Affinity Photo is largely for professional post-processing of images (i.e. fixing them) but they also make a companion product for vector graphics and that's a professional-quality tool as well but I have never had a high interest in graphics art since photography has been the primary draw.
For an easy way to give dramatic effects to a photograph, there's FX Photo Studio Pro and it's a nice add-on since it's only ten dollars. Some examples follow:
"Flowers for Mystery Lady" for the base image
There's a whole lot of real in this one but it's too much of a muchness and we only need to look at CNN to see nothing is real anyway.
A somewhat jacked version of the image
Photo artists probably use this type of effect too much and the most enigmatic use I have ever seen for the technique was with the girl in the pink coat in "Schindler's List" but we will leave it right there with the visual aspect since we don't want just now to go into the deep emotion of it.

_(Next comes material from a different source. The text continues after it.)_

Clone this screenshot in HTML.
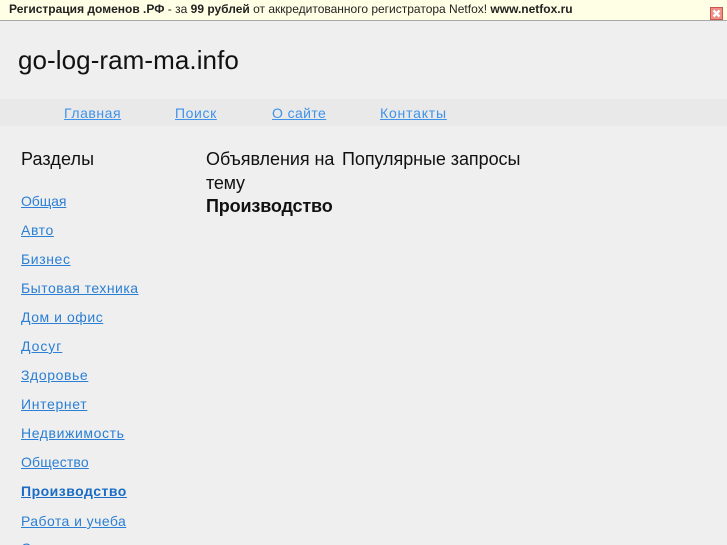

A pleasingly-broken version of the image
Now it's likely of no use to a professional photographer since the color tints are incorrect and it's blasted with lens glare but, for us, this takes out the harshness of the original and makes it more live.
These products are additions to the existing software at the Rockhouse.
Graphic Converter - indispensable as the fastest way to display an image and has excellent strength for basic functions
Pixelmator - quite good for adding text to images in various graphic ways and the best I have for what it does
Affinity Photo and FX Photo Studio Pro are now on that roster as well and the total cost for all of them is about $100 or not much more.
5 comments:
Its much like the effect on the pencil drawing on the acetate placed over the various colored cardstock I sent ya (Field of Buttercups). ML
P.S. I had an idea about the galaxy photos you had on your site and superimposing a pic from your News Years Eve video wearing the hat and boa. What I see in my minds eye is pretty spectacular!! maybe you could try it with your photo utilities.
I know it is difficult to get the twinkle from the guitar, but if you clean the crystals with a Q-tip with a solution of alcohol and water being very careful I know they would give off the original twinkle. They were fine quality crystals--(Swarovski Crystals) that I applied to the guitar. I imagine that there is build up of dirt and smoke oover time.
Yes! That's the layering idea used in these kinds of utilities. Although it's powerful I'm not sure you would like the mechanics of doing it since there's no touch to it. For this you try to ignore what your hands are doing so long as they do it right and that makes it nicely mental but the tactile aspect can be a big part. What fun would pottery be if people did it with 3D printers. They seem to love sticking their hands in that gooey mess.
That superimposition is another thing these utilities do well and that's what they call compositing in putting one over another and then keeping only selective parts of A so you can see the combination of A and B. I'm sure you would be instantly dangerous with this software!
The idea of the Q-tip is outstanding as that hadn't occurred to me. Of course you're right since the smoke condenses on everything and makes that nasty sticky layer. I did wax the bodies of guitars at one time but I would not do it with this one because there would be residual left over and that can't happen. Thank you. That's excellent!
Nice article. One nice tool to send tons of pictures to someone is called Binfer. A must have photo sharing software
Thanks and I'm glad it was useful to you
Ordinarily I don't permit links but that one is legitimate although I am not familiar with the software.